-- begin Available data --
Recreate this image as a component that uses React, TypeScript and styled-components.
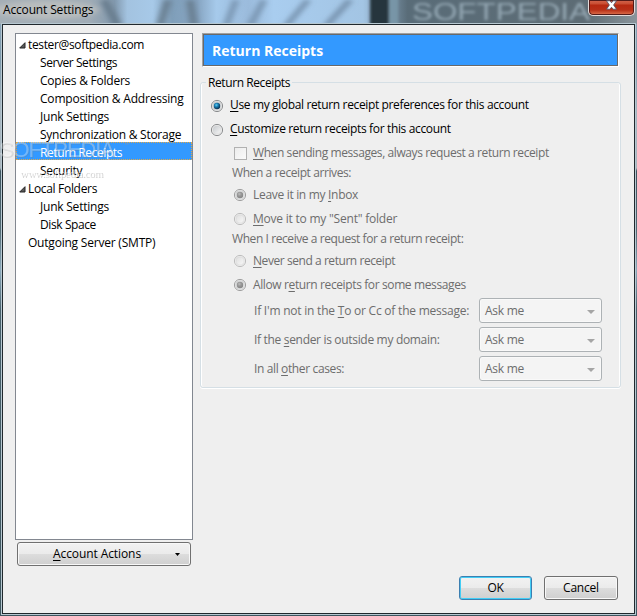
import React from 'react';
import styled, { createGlobalStyle, css } from 'styled-components';

const GlobalStyle = createGlobalStyle`
  * { box-sizing: border-box; }
  body {
    margin: 0;
    overflow: hidden;
    background: #efefef;
    font: 12px/18px "Open Sans", "Noto Sans", sans-serif;
    color: #000;
  }
`;

/* ---------- Window chrome ---------- */

const Window = styled.div`
  width: 637px;
  height: 616px;
  display: flex;
  flex-direction: column;
  position: relative;
  overflow: hidden;
  background: linear-gradient(#8fa9be 0, #7b98aa 60px, #a4b4bf 110px, #a9b5bd 168px, #3d5560 171px, #506973 230px, #8ba9bb 270px, #47606b 310px, #3e565f 100%);
`;

const TitleBar = styled.header`
  height: 24px;
  flex: none;
  display: flex;
  justify-content: space-between;
  padding-left: 3px;
  position: relative;
`;

const Glass = styled.svg`
  position: absolute;
  inset: 0;
`;

const Title = styled.h1`
  margin: 0;
  position: relative;
  font-size: 12px;
  font-weight: 400;
  line-height: 20px;
  letter-spacing: -0.16px;
`;

const CloseButton = styled.button`
  position: relative;
  width: 47px;
  height: 16px;
  margin: 0 2px 0 0;
  padding: 0;
  display: flex;
  justify-content: center;
  border: 1px solid #e3dada;
  border-top: 0;
  border-radius: 0 0 5px 5px;
  box-shadow: inset 0 0 0 1px #551b18;
  background: linear-gradient(#d2664e 0, #c94d32 4px, #b62810 5px, #b83018 10px, #df7552 15px);
`;

const Client = styled.main`
  flex: 1;
  position: relative;
  margin: 0 2px 2px 2px;
  display: flex;
  flex-direction: column;
  border: 1px solid #20282d;
  outline: 1px solid #b7c8d1;
  background: #efefef;
  padding: 8px 13px 0 12px;
`;

const Columns = styled.div`
  display: flex;
  gap: 7px;
`;

const Sidebar = styled.div`
  display: flex;
  flex-direction: column;
  width: 178px;
  flex: none;
`;

/* ---------- Account tree ---------- */

const Tree = styled.ul`
  list-style: none;
  margin: 0 0 2px;
  padding: 0;
  height: 507px;
  border: 1px solid #828790;
  background: #fff;
`;

const TreeRow = styled.li<{ $level: number; $selected?: boolean }>`
  height: 18px;
  display: flex;
  align-items: center;
  padding-top: 4px;
  padding-left: ${p => (p.$level === 0 ? 3 : 24)}px;
  white-space: nowrap;
  line-height: 18px;
  ${p => p.$selected && css`
    background: #3399ff;
    color: #fff;
    outline: 1px dotted #e0a848;
    outline-offset: -1px;
  `}
`;

const TwistySlot = styled.span`
  width: 9px;
  height: 18px;
  display: flex;
  align-items: center;
`;

const Text = styled.span<{ $track?: number }>`
  white-space: nowrap;
  letter-spacing: ${p => p.$track ?? 0}px;
`;

const Mnemonic = styled.span`
  text-decoration: underline;
  text-decoration-thickness: 1px;
  text-underline-offset: 2px;
`;

/* ---------- Settings panel ---------- */

const Panel = styled.section`
  flex: 1;
  min-width: 0;
`;

const PanelHeader = styled.div`
  margin: 0 2px 0 2px;
  height: 34px;
  border: 1px solid;
  border-color: #a0a0a0 #fff #fff #a0a0a0;
`;

const PanelTitle = styled.h2`
  margin: 0;
  height: 32px;
  border: 1px solid #696969;
  background: #3399ff;
  color: #fff;
  font-size: 14px;
  font-weight: 700;
  line-height: 32px;
  padding-left: 8px;
`;

const Group = styled.fieldset`
  margin: 6px 0 0;
  padding: 0 0 0 9px;
  height: 315px;
  min-width: 0;
  border: 1px solid #d5dfe5;
  border-radius: 3px;
  box-shadow: inset -1px 0 #fff, inset 1px 0 #fff, 0 1px #fff;
`;

const Legend = styled.legend`
  margin-left: -4px;
  padding: 0 2px;
  height: 19px;
  line-height: 20px;
`;

const Option = styled.label<{ $nested?: boolean; $disabled?: boolean }>`
  display: flex;
  align-items: center;
  gap: 6px;
  height: 24px;
  padding-top: 2px;
  padding-left: ${p => (p.$nested ? 23 : 0)}px;
  color: ${p => (p.$disabled ? '#6d6d6d' : '#000')};
`;

const Caption = styled.div`
  padding-left: 22px;
  height: 18px;
  line-height: 18px;
  color: #6d6d6d;
`;

const RadioIcon = styled.svg<{ $raised?: boolean }>`
  flex: none;
  width: 14px;
  height: 14px;
  margin-top: ${p => (p.$raised ? 0 : 2)}px;
`;

const CheckBox = styled.span`
  flex: none;
  width: 13px;
  height: 13px;
  margin-left: 1px;
  border: 1px solid #b1b1b1;
  background: linear-gradient(135deg, #ececec, #fbfbfb);
`;

const SelectGrid = styled.div`
  display: grid;
  grid-template-columns: 225px 123px;
  grid-auto-rows: 25px;
  row-gap: 4px;
  align-items: center;
  padding-left: 44px;
  margin-top: 2px;
  color: #6d6d6d;
`;

const Select = styled.div`
  height: 25px;
  display: flex;
  align-items: center;
  justify-content: space-between;
  padding: 0 6px 0 5px;
  border: 1px solid #adb2b5;
  border-radius: 3px;
  background: #f4f4f4;
  box-shadow: inset 0 0 0 1px #f9f9f9;
`;

const Arrow = styled.svg`
  margin-top: 2px;
`;

/* ---------- Buttons ---------- */

const Button = styled.button<{ $width: number; $default?: boolean }>`
  width: ${p => p.$width}px;
  height: 24px;
  padding: 0;
  display: flex;
  align-items: center;
  justify-content: center;
  font: inherit;
  color: #000;
  border: 1px solid ${p => (p.$default ? '#3c7fb1' : '#707070')};
  border-radius: 3px;
  box-shadow: inset 0 0 0 1px ${p => (p.$default ? '#42cdf5' : '#f8f8f8')};
  background: linear-gradient(#f2f2f2 0, #ebebeb 48%, #dddddd 50%, #cfcfcf 100%);
`;

const ActionsButton = styled(Button)`
  margin-left: 2px;
  justify-content: space-between;
  padding: 0 10px 0 35px;
`;

const Footer = styled.footer`
  display: flex;
  justify-content: flex-end;
  gap: 12px;
  padding: 10px 3px 0 0;
`;

const Watermark = styled.svg`
  position: absolute;
  left: 0;
  top: 133px;
  pointer-events: none;
`;

/* ---------- Pieces ---------- */

/** Renders a label in which "&x" marks x as the access key. "&&" is a plain ampersand. */
function Label({ text, track }: { text: string; track: number }) {
  const parts = text.split(/(&.)/);
  return (
    <Text $track={track}>
      {parts.map((part, i) => {
        if (part === '&&') return '&';
        return part[0] === '&' ? <Mnemonic key={i}>{part[1]}</Mnemonic> : part;
      })}
    </Text>
  );
}

function Radio({ checked, disabled }: { checked?: boolean; disabled?: boolean }) {
  const id = `radio-${checked ? 'on' : 'off'}-${disabled ? 'dim' : 'live'}`;
  return (
    <RadioIcon viewBox="0 0 14 14" $raised={disabled}>
      <defs>
        <linearGradient id={id} x1="0" y1="0" x2="1" y2="1">
          <stop offset="0" stopColor={disabled ? '#dedede' : '#c5c9cd'} />
          <stop offset="1" stopColor="#f8f8f8" />
        </linearGradient>
        <radialGradient id={`${id}-dot`} cx="0.4" cy="0.35" r="0.65">
          <stop offset="0" stopColor={disabled ? '#bdbdbd' : '#5fd0f5'} />
          <stop offset="0.45" stopColor={disabled ? '#999' : '#187bb0'} />
          <stop offset="1" stopColor={disabled ? '#858585' : '#0c2d4b'} />
        </radialGradient>
      </defs>
      <circle cx="7" cy="7" r="5.6" fill="#f6f6f6" stroke={disabled ? (checked ? '#a0a0a0' : '#bdbdbd') : '#8b8d8f'} />
      <circle cx="7" cy="7" r="4.2" fill={`url(#${id})`} stroke={checked ? '#b0b3b5' : '#d0d0d0'} strokeWidth="0.6" />
      {checked && <circle cx="7" cy="7" r="3.2" fill={`url(#${id}-dot)`} />}
    </RadioIcon>
  );
}

function Twisty() {
  return (
    <TwistySlot>
      <svg width="7" height="7" viewBox="0 0 7 7">
        <path d="M6 0.7V6H0.7Z" fill="#595959" stroke="#262626" />
      </svg>
    </TwistySlot>
  );
}

type Node = { text: string; track: number; level: number; open?: boolean; selected?: boolean };

const nodes: Node[] = [
  { text: 'tester@softpedia.com', track: -0.35, level: 0, open: true },
  { text: 'Server Settings', track: -0.43, level: 1 },
  { text: 'Copies && Folders', track: -0.23, level: 1 },
  { text: 'Composition && Addressing', track: -0.2, level: 1 },
  { text: 'Junk Settings', track: -0.22, level: 1 },
  { text: 'Synchronization && Storage', track: -0.26, level: 1 },
  { text: 'Return Receipts', track: -0.41, level: 1, selected: true },
  { text: 'Security', track: -0.32, level: 1 },
  { text: 'Local Folders', track: -0.32, level: 0, open: true },
  { text: 'Junk Settings', track: -0.22, level: 1 },
  { text: 'Disk Space', track: -0.4, level: 1 },
  { text: 'Outgoing Server (SMTP)', track: -0.21, level: 0 },
];

const rules = [
  { text: "If I'm not in the &To or Cc of the message:", track: -0.22 },
  { text: 'If the &sender is outside my domain:', track: -0.32 },
  { text: 'In all &other cases:', track: -0.37 },
];

function GlassBackdrop() {
  return (
    <Glass width="637" height="24" viewBox="0 0 637 24">
      <defs>
        <filter id="soft" x="-5%" y="-50%" width="110%" height="200%">
          <feGaussianBlur stdDeviation="3 2" />
        </filter>
        <filter id="softer"><feGaussianBlur stdDeviation="1.5" /></filter>
        <linearGradient id="sky">
          <stop offset="0" stopColor="#a5afb6" />
          <stop offset="0.14" stopColor="#a0acb6" />
          <stop offset="0.18" stopColor="#8299ae" />
          <stop offset="0.2" stopColor="#a3c3e0" />
          <stop offset="0.24" stopColor="#a7c9e8" />
          <stop offset="0.27" stopColor="#809fba" />
          <stop offset="0.31" stopColor="#87a5c2" />
          <stop offset="0.34" stopColor="#a6caeb" />
          <stop offset="0.39" stopColor="#9bbbdc" />
          <stop offset="0.43" stopColor="#a9cdef" />
          <stop offset="0.57" stopColor="#a3c5e4" />
          <stop offset="0.64" stopColor="#596c78" />
          <stop offset="0.92" stopColor="#5d6c75" />
          <stop offset="1" stopColor="#89949b" />
        </linearGradient>
      </defs>
      <rect width="637" height="24" fill="url(#sky)" />
      <g filter="url(#soft)" fill="none">
        <ellipse cx="46" cy="10" rx="52" ry="9" fill="#b9bdbe" />
        <path d="M104 0L118 26M168 0L160 26M190 0L194 26" stroke="#65798a" strokeWidth="7" />
        <path d="M236 0L226 26M264 0L250 26M308 0L286 26M350 0L326 26" stroke="#6f8aa5" strokeWidth="5" />
      </g>
      <g filter="url(#softer)">
        <path d="M370 -3H389V28H370Z" fill="#26343e" />
        <path d="M389 -3H398V28H389Z" fill="#7895a7" />
        <text x="412" y="20" textLength="178" lengthAdjust="spacingAndGlyphs" fontFamily="Liberation Sans" fontSize="24" fontWeight="400" fill="#adc0cd" opacity="0.7">SOFTPEDIA</text>
      </g>
    </Glass>
  );
}

export default function App() {
  return (
    <Window>
      <GlobalStyle />
      <TitleBar>
        <GlassBackdrop />
        <Title>Account Settings</Title>
        <CloseButton aria-label="Close">
          <svg width="13" height="11" viewBox="0 0 13 11">
            <path d="M1.5 0.8H5L6.5 2.8L8 0.8H11.5L8.6 5L11.5 9.2H8L6.5 7.2L5 9.2H1.5L4.4 5Z" fill="#fff" stroke="#4a5064" strokeWidth="0.8" />
          </svg>
        </CloseButton>
      </TitleBar>
      <Client>
        <Columns>
          <Sidebar>
            <Tree>
              {nodes.map((n, i) => (
                <TreeRow key={i} $level={n.level} $selected={n.selected}>
                  {n.level === 0 && (n.open ? <Twisty /> : <TwistySlot />)}
                  <Label text={n.text} track={n.track} />
                </TreeRow>
              ))}
            </Tree>
            <ActionsButton $width={174}>
              <Label text="&Account Actions" track={-0.09} />
              <svg width="5" height="3" viewBox="0 0 5 3"><path d="M0 0H5L2.5 3Z" /></svg>
            </ActionsButton>
          </Sidebar>
          <Panel>
            <PanelHeader><PanelTitle>Return Receipts</PanelTitle></PanelHeader>
            <Group>
              <Legend><Label text="Return Receipts" track={-0.41} /></Legend>
              <Option>
                <Radio checked />
                <Label text="&Use my global return receipt preferences for this account" track={-0.36} />
              </Option>
              <Option>
                <Radio />
                <Label text="&Customize return receipts for this account" track={-0.345} />
              </Option>
              <Option $nested $disabled>
                <CheckBox />
                <Label text="&When sending messages, always request a return receipt" track={-0.41} />
              </Option>
              <Caption><Label text="When a receipt arrives:" track={-0.41} /></Caption>
              <Option $nested $disabled>
                <Radio checked disabled />
                <Label text="Leave it in my &Inbox" track={-0.31} />
              </Option>
              <Option $nested $disabled>
                <Radio disabled />
                <Label text={'&Move it to my "Sent" folder'} track={-0.22} />
              </Option>
              <Caption><Label text="When I receive a request for a return receipt:" track={-0.42} /></Caption>
              <Option $nested $disabled>
                <Radio disabled />
                <Label text="&Never send a return receipt" track={-0.44} />
              </Option>
              <Option $nested $disabled>
                <Radio checked disabled />
                <Label text="Allow r&eturn receipts for some messages" track={-0.38} />
              </Option>
              <SelectGrid>
                {rules.map(rule => (
                  <React.Fragment key={rule.text}>
                    <Label text={rule.text} track={rule.track} />
                    <Select>
                      <Label text="Ask me" track={-0.27} />
                      <Arrow width="8" height="4" viewBox="0 0 8 4"><path d="M0 0H8L4 4Z" fill="#a5a5a5" /></Arrow>
                    </Select>
                  </React.Fragment>
                ))}
              </SelectGrid>
            </Group>
          </Panel>
        </Columns>
        <Footer>
          <Button $width={73} $default><Label text="OK" track={-0.3} /></Button>
          <Button $width={74}><Label text="Cancel" track={-0.2} /></Button>
        </Footer>
      </Client>
      <Watermark width="135" height="50" viewBox="0 0 135 50">
        <g fontFamily="Liberation Sans" fontSize="22">
          <text x="0" y="25" textLength="116" fill="#777" opacity="0.2">SOFTPEDIA</text>
          <text x="-1" y="24" textLength="116" fill="#fff" opacity="0.3">SOFTPEDIA</text>
          <text x="124" y="13" fontSize="5" fill="#999" opacity="0.6">™</text>
        </g>
        <g fontFamily="Liberation Serif" fontSize="11">
          <text x="21" y="45" textLength="83" fill="#777" opacity="0.35">www.softpedia.com</text>
          <text x="20" y="44" textLength="83" fill="#fff" opacity="0.6">www.softpedia.com</text>
        </g>
      </Watermark>
    </Window>
  );
}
-- end Available data --
◆ **Objective**
In the data above, please extract the lines from the first one through the line with "chrome ---------- */", exactly, and keep pictures out.

◆ **Solved exercise**
Recreate this image as a component that uses React, TypeScript and styled-components.
import React from 'react';
import styled, { createGlobalStyle, css } from 'styled-components';

const GlobalStyle = createGlobalStyle`
  * { box-sizing: border-box; }
  body {
    margin: 0;
    overflow: hidden;
    background: #efefef;
    font: 12px/18px "Open Sans", "Noto Sans", sans-serif;
    color: #000;
  }
`;

/* ---------- Window chrome ---------- */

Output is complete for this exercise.